== WRITTEN INSTRUCTION ==
Which lines below hold the word "index"? Report each one.

== DATA ROWS ==
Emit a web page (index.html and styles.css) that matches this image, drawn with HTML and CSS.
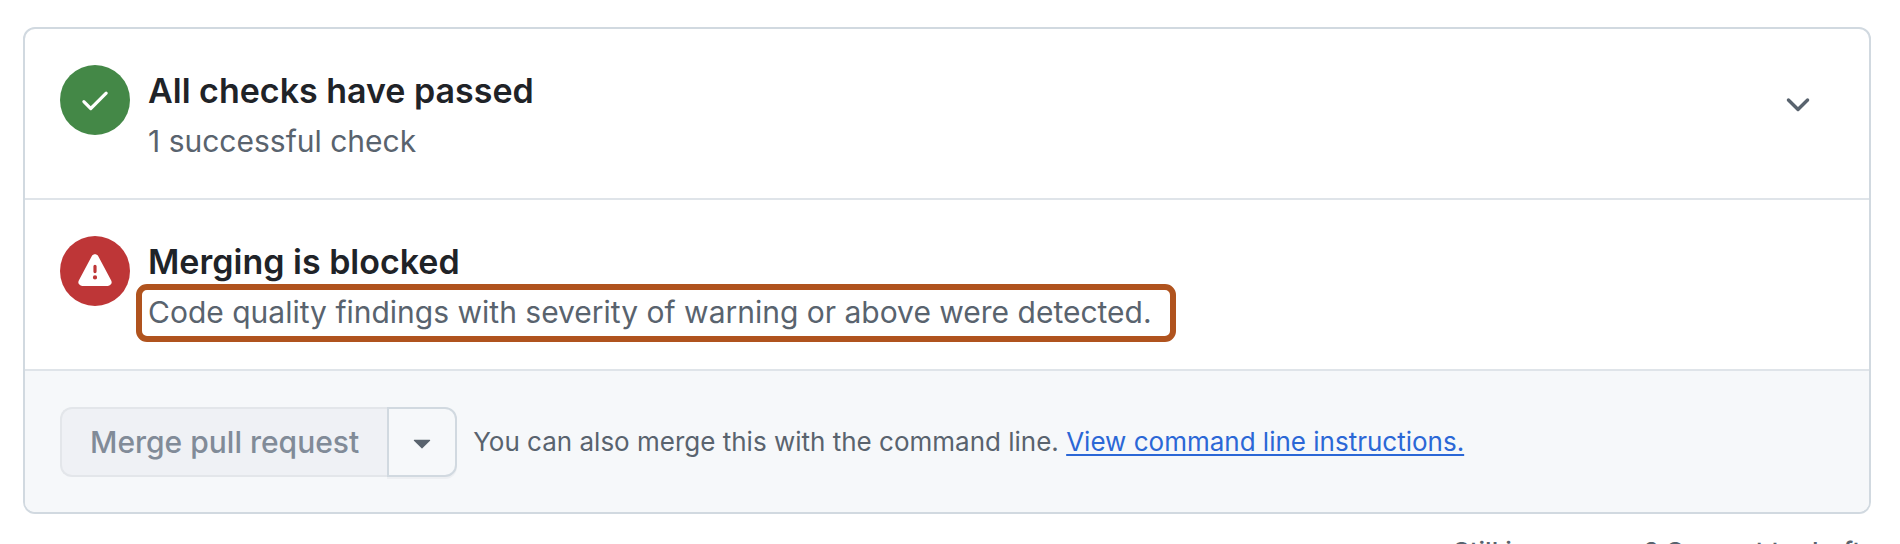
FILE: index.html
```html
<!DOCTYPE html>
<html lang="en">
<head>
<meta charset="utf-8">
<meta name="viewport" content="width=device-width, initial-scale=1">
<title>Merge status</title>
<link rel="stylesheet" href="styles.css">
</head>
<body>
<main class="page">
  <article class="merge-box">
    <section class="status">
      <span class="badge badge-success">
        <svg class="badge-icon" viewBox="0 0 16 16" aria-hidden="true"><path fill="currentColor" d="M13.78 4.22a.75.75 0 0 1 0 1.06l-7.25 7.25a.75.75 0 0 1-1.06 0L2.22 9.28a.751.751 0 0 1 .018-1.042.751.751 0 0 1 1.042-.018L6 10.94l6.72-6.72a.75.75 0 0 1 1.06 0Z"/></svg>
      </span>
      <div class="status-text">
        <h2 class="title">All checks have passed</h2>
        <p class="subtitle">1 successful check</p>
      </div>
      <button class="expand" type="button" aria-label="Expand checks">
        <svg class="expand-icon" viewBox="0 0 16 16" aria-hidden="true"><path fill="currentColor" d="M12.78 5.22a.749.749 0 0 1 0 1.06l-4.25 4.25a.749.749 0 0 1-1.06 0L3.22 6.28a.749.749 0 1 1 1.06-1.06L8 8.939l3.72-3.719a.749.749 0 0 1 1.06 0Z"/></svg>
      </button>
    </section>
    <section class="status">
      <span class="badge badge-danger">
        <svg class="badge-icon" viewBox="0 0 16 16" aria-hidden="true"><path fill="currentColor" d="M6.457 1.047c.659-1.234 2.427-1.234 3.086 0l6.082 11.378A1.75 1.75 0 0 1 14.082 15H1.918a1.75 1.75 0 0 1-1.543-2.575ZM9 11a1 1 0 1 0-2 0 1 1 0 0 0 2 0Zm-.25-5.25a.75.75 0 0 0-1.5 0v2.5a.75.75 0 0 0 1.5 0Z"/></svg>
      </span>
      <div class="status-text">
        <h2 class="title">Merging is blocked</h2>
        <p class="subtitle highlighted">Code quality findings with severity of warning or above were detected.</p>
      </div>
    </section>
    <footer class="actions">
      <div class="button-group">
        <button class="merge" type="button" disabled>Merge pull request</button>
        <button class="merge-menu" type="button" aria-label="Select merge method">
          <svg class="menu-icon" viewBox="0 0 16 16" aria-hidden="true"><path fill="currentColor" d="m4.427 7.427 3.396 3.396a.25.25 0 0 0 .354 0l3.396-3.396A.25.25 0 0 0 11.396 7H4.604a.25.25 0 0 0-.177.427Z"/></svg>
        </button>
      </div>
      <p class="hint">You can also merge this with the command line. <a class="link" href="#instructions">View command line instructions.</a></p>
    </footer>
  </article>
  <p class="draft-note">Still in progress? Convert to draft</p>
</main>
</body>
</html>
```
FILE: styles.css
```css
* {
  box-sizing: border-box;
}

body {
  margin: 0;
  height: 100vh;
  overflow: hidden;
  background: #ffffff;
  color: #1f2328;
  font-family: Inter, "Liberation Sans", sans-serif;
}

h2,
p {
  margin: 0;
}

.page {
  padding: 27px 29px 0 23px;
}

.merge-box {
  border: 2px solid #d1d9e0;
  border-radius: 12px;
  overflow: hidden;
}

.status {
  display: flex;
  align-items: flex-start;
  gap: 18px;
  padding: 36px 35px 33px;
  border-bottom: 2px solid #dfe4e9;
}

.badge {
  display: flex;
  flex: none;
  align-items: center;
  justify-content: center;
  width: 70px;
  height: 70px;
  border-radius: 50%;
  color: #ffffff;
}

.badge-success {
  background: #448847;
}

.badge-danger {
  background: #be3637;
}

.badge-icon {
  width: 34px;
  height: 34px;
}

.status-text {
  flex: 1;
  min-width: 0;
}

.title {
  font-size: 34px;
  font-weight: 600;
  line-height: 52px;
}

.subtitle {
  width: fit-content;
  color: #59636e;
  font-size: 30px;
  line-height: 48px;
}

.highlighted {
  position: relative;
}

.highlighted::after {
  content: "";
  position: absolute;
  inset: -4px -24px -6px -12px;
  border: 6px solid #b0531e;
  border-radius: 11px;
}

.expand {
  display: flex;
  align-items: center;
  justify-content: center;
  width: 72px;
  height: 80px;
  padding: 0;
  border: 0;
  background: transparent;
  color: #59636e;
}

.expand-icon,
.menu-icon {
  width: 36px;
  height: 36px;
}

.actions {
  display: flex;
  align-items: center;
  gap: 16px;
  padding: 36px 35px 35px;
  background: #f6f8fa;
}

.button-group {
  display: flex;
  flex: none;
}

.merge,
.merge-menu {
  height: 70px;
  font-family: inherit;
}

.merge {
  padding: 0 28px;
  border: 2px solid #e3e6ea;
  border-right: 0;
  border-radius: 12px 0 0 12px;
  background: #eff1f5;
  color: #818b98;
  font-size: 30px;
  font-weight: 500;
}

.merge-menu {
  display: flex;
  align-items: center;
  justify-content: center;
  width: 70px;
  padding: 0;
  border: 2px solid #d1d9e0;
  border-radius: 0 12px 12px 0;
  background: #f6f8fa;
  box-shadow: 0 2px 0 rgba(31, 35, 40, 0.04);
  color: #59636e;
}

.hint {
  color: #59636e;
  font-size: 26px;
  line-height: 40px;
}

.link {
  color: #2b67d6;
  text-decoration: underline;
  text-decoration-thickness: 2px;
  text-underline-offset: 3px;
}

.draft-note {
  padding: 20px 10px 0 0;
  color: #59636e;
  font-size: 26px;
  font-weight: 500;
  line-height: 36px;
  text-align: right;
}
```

...

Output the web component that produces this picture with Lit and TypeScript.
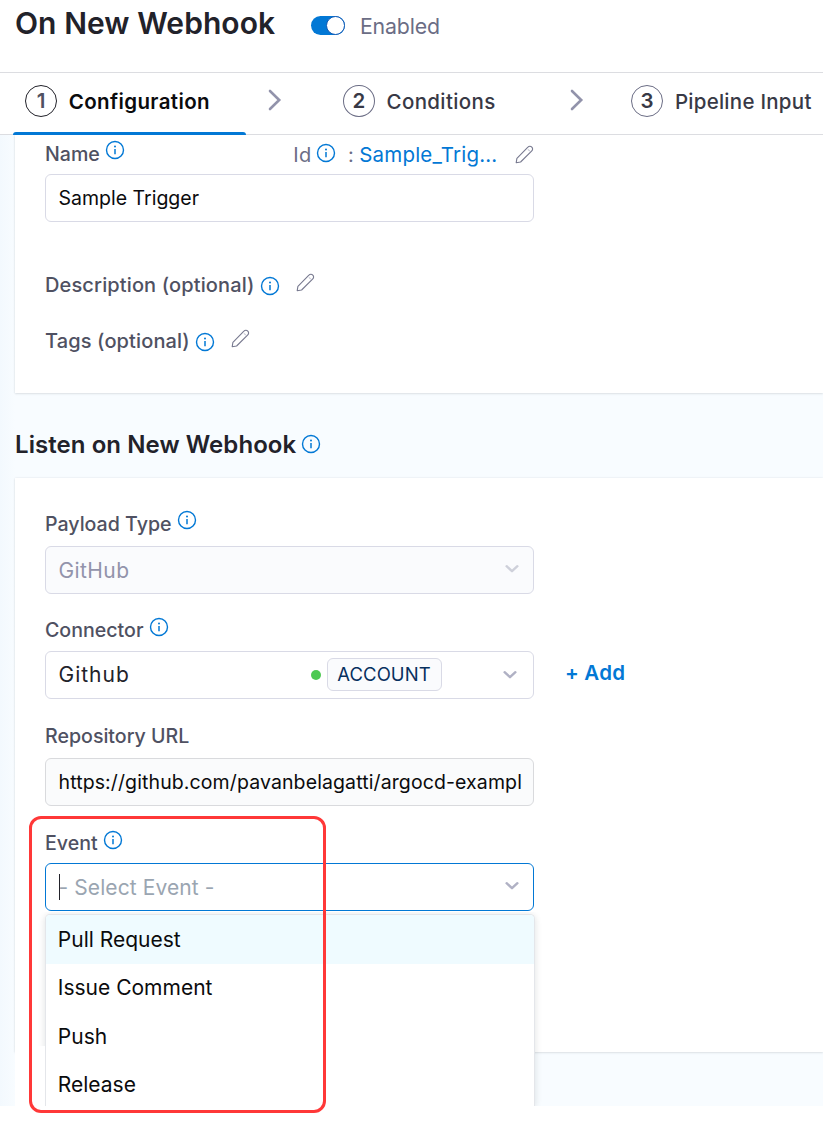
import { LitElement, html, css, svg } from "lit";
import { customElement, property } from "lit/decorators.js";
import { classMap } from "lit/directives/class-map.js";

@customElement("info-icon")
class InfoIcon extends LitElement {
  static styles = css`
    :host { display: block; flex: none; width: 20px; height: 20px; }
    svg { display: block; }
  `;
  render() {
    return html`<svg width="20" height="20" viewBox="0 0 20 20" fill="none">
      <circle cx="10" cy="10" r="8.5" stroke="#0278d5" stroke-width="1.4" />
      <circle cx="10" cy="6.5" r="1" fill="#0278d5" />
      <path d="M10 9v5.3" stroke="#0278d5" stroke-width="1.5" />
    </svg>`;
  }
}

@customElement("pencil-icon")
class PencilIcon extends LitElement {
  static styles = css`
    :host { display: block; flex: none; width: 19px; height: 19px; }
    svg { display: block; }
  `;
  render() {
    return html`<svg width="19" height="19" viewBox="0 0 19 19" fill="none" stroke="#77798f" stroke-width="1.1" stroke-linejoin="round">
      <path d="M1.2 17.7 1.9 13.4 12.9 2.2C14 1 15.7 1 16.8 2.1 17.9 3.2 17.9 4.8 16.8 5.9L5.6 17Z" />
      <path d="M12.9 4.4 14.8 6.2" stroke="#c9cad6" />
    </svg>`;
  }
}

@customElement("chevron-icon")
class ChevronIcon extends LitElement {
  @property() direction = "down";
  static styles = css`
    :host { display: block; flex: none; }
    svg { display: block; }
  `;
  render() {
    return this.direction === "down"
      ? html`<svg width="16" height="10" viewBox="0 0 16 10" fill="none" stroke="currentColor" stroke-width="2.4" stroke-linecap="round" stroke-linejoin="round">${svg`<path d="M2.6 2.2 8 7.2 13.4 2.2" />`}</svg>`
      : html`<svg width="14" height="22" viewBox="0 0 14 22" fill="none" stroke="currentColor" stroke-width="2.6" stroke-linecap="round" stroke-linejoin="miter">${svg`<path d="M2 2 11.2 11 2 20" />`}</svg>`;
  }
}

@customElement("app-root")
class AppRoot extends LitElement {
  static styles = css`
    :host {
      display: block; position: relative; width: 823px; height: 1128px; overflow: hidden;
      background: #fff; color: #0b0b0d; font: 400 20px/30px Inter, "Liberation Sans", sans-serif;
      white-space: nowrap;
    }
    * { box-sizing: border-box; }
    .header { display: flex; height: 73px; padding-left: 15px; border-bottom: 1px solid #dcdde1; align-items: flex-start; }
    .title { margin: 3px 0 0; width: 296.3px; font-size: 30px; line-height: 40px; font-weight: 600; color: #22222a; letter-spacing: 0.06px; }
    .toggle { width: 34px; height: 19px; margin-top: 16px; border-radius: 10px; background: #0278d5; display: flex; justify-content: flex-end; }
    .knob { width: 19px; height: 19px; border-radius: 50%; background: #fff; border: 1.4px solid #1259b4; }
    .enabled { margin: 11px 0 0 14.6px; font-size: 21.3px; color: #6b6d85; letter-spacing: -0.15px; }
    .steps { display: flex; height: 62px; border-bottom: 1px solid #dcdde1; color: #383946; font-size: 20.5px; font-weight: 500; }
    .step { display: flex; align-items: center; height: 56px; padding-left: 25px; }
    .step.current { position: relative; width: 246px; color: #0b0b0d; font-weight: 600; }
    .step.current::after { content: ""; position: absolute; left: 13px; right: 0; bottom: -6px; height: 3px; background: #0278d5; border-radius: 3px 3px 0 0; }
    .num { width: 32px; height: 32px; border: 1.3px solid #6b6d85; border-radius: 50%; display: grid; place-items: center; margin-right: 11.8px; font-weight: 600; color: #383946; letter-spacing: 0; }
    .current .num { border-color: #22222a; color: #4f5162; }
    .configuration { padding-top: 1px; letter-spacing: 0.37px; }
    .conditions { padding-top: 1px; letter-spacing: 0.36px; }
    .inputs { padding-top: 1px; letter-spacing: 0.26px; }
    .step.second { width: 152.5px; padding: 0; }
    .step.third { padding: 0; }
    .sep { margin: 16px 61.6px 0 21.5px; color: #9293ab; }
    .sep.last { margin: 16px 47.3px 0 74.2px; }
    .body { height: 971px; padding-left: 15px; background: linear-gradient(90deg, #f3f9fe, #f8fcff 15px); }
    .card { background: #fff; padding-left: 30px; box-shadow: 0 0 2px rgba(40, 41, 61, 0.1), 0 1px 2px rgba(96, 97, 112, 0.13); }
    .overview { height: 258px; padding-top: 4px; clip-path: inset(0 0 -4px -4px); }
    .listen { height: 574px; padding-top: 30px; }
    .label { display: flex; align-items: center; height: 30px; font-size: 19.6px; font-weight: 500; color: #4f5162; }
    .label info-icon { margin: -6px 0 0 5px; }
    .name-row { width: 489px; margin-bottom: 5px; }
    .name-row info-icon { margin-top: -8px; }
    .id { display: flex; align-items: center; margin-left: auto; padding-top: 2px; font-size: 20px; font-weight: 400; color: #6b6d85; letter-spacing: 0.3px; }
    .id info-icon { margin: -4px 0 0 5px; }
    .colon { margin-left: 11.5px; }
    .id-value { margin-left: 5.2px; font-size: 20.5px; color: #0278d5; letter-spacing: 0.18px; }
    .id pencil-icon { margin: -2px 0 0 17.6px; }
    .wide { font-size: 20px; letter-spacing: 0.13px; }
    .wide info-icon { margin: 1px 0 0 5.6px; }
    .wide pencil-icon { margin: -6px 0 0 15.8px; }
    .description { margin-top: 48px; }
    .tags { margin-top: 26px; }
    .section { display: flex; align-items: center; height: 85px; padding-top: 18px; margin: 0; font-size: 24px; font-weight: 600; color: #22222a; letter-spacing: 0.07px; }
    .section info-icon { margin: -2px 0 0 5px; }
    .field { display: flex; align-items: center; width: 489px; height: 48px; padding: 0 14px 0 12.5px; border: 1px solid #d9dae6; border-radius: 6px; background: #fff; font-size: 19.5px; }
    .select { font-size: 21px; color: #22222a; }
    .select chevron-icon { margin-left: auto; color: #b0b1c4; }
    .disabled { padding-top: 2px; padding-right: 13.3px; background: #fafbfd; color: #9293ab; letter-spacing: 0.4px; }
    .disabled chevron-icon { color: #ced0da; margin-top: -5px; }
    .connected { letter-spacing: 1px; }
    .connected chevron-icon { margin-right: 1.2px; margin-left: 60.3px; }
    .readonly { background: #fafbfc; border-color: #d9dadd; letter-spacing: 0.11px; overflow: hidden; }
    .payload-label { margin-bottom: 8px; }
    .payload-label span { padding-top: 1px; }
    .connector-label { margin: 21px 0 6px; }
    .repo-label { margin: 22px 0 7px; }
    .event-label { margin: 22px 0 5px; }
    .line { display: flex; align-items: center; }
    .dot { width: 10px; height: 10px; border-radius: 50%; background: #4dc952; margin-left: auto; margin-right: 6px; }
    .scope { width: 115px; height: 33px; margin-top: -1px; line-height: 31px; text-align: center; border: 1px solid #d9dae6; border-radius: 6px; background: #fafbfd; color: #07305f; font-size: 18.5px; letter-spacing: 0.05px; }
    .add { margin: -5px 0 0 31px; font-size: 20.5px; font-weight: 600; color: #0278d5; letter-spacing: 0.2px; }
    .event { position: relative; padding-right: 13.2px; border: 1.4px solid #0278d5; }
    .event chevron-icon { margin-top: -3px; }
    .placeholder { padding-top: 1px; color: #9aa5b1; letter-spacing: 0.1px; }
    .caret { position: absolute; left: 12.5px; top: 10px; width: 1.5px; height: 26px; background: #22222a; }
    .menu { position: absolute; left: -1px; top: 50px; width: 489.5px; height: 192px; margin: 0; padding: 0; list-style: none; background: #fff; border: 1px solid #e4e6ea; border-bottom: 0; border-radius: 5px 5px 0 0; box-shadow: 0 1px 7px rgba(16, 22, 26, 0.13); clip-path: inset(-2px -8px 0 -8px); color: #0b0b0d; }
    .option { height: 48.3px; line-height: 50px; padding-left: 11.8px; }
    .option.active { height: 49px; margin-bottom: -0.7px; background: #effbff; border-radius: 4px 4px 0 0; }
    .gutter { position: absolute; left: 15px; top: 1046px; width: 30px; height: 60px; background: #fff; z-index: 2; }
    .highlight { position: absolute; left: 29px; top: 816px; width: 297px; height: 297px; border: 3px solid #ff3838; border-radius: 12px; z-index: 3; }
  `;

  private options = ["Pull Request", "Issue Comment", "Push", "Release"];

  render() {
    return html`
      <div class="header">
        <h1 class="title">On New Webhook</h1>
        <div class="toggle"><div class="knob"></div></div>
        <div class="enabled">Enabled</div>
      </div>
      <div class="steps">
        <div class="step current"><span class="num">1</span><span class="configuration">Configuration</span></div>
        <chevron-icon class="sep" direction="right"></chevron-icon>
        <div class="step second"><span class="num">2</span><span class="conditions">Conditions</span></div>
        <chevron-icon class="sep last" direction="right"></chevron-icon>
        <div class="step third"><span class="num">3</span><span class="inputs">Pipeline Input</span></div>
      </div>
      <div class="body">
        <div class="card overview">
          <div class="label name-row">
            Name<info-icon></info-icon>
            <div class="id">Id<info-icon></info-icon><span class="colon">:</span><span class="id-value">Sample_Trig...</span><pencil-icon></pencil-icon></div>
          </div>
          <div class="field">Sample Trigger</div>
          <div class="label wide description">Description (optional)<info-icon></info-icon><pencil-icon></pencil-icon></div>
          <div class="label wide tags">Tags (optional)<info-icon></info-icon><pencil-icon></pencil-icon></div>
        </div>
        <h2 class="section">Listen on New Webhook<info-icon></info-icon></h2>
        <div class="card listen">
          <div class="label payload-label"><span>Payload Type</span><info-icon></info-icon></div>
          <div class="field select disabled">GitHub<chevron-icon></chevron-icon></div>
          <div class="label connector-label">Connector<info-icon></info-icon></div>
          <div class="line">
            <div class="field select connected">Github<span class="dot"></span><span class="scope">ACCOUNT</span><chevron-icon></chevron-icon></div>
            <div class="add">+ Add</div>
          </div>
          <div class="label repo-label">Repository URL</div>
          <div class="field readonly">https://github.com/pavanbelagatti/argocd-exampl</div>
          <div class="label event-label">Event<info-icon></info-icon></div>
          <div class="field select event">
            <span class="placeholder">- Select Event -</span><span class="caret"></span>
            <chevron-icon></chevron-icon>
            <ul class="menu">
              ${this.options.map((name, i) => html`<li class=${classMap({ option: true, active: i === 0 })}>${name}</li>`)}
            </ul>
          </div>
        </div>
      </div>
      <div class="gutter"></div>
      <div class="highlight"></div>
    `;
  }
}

== EXPECTED ANSWER ==
Emit a web page (index.html and styles.css) that matches this image, drawn with HTML and CSS.
FILE: index.html
    .gutter { position: absolute; left: 15px; top: 1046px; width: 30px; height: 60px; background: #fff; z-index: 2; }
    .highlight { position: absolute; left: 29px; top: 816px; width: 297px; height: 297px; border: 3px solid #ff3838; border-radius: 12px; z-index: 3; }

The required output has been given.